Embanked enclosure, Bellgrovecross, Co. Wexford
Co. Wexford |
Ringforts
On a bluff above a north-south stream in County Wexford, there is a raised platform of earth, roughly D-shaped, that sits about ten metres above the water running immediately to its west.
It is covered in grass and scrub, and to a casual eye it might read simply as a natural hump in the landscape. It is not. The geometry gives it away: a subcircular form, carefully defined, with a straight western edge aligned precisely along the bluff face and scarps, the steep artificial or semi-artificial slopes that mark its outer edges, dropping between two and two-and-a-half metres on most sides.

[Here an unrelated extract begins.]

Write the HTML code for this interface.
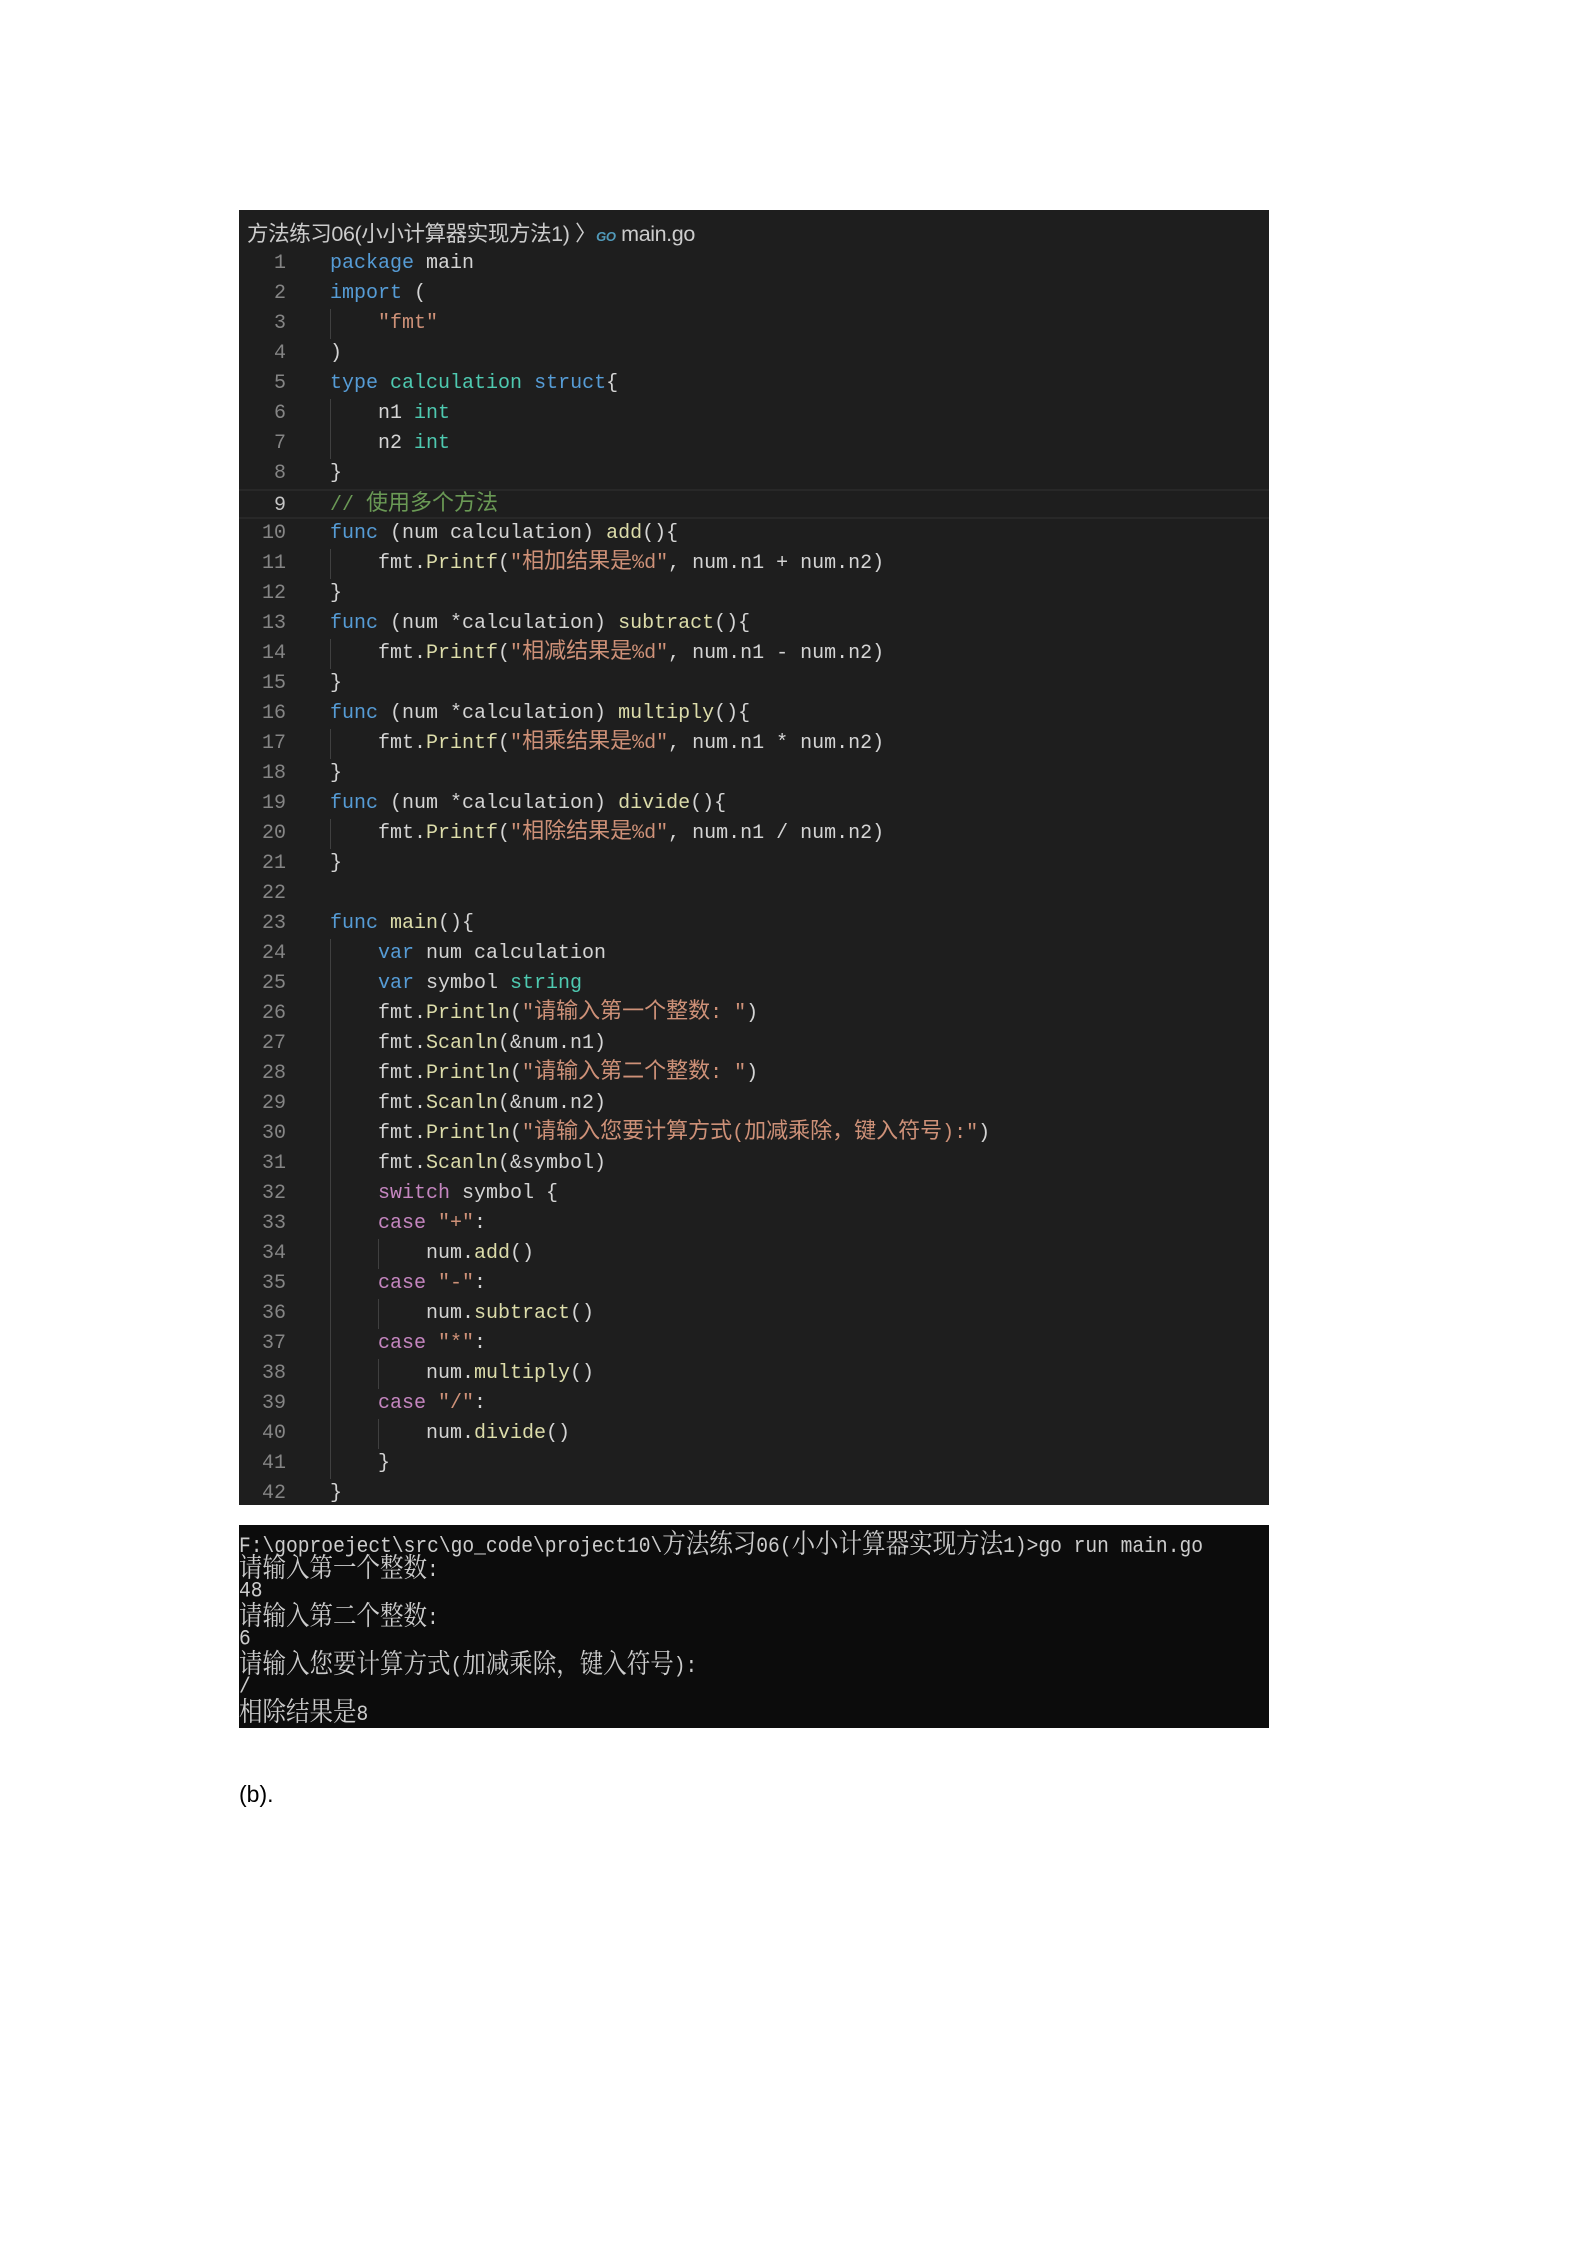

The structure is classified as an embanked enclosure, a broad category that covers a variety of earthwork monuments found across Ireland, ranging from prehistoric ceremonial sites to early medieval farmstead boundaries. What makes Bellgrovecross quietly interesting is what is absent as much as what is present. There is no visible fosse, the defensive ditch that typically accompanies an earthen bank, and no identifiable entrance. The earthen bank on the uphill, eastern side is modest, rising only between twenty centimetres and half a metre internally, while the natural and artificial scarps elsewhere do the work of definition. The top of the platform measures roughly twenty-two metres north to south and eighteen metres east to west, expanding to thirty-one by twenty-four metres at the base. That combination of deliberate shaping, a commanding position over water, and the absence of obvious defensive features leaves the enclosure's original purpose genuinely open. It could represent an early settlement, a stock enclosure, or something older and less easily categorised.